Reproduce only the lines from the one containing "Write the HTML code for this interface." through the one containing "End Web Developer</div>", exactly as written and with both ends included.

**Supplied records**
--------------------------------------------------
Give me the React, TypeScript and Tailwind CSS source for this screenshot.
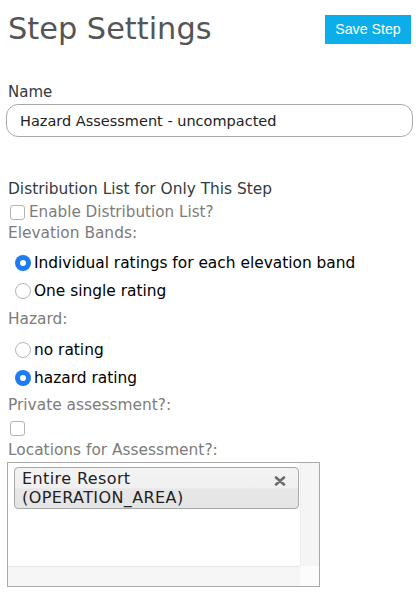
--------------------------------------------------
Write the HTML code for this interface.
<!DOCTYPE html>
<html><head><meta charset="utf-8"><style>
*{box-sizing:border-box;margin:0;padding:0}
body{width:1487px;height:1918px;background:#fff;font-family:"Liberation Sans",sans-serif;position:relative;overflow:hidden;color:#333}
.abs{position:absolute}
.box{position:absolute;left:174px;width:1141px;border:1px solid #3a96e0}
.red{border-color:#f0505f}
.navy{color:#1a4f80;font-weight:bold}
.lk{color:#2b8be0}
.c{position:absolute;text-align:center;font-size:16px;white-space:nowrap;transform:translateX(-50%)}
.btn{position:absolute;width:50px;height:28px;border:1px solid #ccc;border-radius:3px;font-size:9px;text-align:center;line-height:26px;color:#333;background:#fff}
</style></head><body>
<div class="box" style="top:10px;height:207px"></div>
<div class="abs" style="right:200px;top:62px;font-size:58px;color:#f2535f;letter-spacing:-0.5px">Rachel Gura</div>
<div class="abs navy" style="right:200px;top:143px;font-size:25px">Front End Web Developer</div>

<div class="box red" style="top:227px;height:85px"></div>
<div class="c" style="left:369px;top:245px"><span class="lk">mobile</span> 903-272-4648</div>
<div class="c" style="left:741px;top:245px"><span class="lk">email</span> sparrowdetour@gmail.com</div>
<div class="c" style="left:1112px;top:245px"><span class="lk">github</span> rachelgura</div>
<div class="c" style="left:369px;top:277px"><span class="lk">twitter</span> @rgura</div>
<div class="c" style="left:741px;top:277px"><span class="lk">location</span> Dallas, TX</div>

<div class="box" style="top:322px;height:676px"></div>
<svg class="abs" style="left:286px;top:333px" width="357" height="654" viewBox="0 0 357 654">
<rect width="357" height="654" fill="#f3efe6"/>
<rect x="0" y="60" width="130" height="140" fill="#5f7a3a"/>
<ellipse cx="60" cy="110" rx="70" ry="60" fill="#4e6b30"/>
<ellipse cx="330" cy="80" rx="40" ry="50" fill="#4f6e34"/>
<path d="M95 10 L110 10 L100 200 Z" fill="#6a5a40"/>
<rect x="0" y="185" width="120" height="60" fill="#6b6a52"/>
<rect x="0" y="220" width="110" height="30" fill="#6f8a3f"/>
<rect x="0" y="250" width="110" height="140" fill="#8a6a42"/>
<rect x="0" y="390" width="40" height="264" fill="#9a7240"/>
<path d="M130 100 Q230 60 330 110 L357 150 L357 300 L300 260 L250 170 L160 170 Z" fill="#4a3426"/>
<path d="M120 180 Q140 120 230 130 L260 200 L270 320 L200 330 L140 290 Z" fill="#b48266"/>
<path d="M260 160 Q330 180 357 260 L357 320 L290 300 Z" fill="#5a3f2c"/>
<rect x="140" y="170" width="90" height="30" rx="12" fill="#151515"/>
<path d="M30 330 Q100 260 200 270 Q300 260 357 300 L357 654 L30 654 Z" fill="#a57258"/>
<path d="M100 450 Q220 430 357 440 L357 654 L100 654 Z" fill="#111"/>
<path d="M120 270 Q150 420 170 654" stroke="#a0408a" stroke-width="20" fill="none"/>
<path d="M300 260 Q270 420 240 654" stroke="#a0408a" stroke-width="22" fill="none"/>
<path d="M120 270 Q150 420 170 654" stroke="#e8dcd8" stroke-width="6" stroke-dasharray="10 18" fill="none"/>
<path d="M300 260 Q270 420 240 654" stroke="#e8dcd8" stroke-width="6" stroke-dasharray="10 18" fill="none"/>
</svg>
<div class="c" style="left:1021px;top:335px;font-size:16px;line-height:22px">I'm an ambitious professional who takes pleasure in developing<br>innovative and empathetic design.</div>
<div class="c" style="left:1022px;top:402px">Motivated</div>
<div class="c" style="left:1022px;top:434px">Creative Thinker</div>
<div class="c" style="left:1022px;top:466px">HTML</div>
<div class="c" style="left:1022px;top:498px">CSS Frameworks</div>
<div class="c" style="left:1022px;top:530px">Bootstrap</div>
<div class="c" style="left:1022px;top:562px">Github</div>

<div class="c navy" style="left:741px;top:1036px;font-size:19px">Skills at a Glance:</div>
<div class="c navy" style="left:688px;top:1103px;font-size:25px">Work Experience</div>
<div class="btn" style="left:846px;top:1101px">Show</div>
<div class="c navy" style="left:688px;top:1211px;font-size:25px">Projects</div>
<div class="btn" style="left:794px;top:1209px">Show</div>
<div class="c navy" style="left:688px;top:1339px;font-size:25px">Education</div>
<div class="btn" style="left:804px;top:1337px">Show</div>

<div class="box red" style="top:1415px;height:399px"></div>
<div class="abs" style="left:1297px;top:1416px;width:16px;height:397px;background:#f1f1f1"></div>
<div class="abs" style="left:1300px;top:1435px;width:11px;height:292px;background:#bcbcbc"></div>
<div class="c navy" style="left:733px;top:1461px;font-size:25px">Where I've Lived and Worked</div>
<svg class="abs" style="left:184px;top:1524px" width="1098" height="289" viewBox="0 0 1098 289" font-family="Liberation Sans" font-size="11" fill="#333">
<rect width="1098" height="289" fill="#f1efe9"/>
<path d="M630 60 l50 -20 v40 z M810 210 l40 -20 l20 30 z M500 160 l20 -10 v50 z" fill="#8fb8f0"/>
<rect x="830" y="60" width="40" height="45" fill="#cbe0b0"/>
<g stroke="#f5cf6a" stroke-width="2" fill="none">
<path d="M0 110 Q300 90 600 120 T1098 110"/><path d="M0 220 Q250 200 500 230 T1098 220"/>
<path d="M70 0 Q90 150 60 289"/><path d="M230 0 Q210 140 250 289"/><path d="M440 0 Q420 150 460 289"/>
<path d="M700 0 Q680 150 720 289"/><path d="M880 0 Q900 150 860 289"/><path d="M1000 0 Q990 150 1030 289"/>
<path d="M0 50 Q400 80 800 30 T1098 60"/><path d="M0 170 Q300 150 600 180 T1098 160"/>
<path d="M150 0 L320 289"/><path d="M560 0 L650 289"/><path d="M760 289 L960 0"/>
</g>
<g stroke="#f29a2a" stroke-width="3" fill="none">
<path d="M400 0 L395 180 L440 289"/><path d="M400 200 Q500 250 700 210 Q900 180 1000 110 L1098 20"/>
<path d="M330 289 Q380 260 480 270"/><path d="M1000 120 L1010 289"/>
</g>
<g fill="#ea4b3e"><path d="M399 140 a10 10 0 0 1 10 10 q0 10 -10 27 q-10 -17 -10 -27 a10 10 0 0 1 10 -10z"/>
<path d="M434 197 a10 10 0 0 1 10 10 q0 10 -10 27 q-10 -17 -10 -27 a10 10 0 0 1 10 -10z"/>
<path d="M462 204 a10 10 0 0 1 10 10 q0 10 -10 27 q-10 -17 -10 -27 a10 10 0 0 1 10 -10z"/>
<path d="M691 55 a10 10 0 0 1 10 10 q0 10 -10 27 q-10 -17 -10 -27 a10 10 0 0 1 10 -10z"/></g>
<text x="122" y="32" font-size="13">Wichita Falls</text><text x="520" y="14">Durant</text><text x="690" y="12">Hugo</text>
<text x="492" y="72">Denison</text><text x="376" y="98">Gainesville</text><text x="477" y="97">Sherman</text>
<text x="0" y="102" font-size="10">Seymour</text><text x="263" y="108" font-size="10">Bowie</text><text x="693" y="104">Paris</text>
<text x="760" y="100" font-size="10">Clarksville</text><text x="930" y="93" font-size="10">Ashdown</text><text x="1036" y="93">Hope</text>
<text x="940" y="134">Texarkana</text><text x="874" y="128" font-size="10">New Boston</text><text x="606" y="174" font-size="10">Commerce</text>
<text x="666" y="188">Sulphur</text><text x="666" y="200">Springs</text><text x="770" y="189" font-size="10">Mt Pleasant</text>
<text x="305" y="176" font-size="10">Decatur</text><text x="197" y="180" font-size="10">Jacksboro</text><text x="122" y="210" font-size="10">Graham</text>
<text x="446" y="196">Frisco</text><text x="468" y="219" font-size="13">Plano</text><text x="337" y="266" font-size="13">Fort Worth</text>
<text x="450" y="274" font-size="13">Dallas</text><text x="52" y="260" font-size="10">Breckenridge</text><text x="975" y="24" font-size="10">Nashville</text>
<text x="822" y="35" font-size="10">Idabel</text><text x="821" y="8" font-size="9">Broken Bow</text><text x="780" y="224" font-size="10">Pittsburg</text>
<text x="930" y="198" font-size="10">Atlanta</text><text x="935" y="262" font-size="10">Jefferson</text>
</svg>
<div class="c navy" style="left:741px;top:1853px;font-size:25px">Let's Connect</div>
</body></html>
--------------------------------------------------
**Answer to this problem**
Write the HTML code for this interface.
<!DOCTYPE html>
<html><head><meta charset="utf-8"><style>
*{box-sizing:border-box;margin:0;padding:0}
body{width:1487px;height:1918px;background:#fff;font-family:"Liberation Sans",sans-serif;position:relative;overflow:hidden;color:#333}
.abs{position:absolute}
.box{position:absolute;left:174px;width:1141px;border:1px solid #3a96e0}
.red{border-color:#f0505f}
.navy{color:#1a4f80;font-weight:bold}
.lk{color:#2b8be0}
.c{position:absolute;text-align:center;font-size:16px;white-space:nowrap;transform:translateX(-50%)}
.btn{position:absolute;width:50px;height:28px;border:1px solid #ccc;border-radius:3px;font-size:9px;text-align:center;line-height:26px;color:#333;background:#fff}
</style></head><body>
<div class="box" style="top:10px;height:207px"></div>
<div class="abs" style="right:200px;top:62px;font-size:58px;color:#f2535f;letter-spacing:-0.5px">Rachel Gura</div>
<div class="abs navy" style="right:200px;top:143px;font-size:25px">Front End Web Developer</div>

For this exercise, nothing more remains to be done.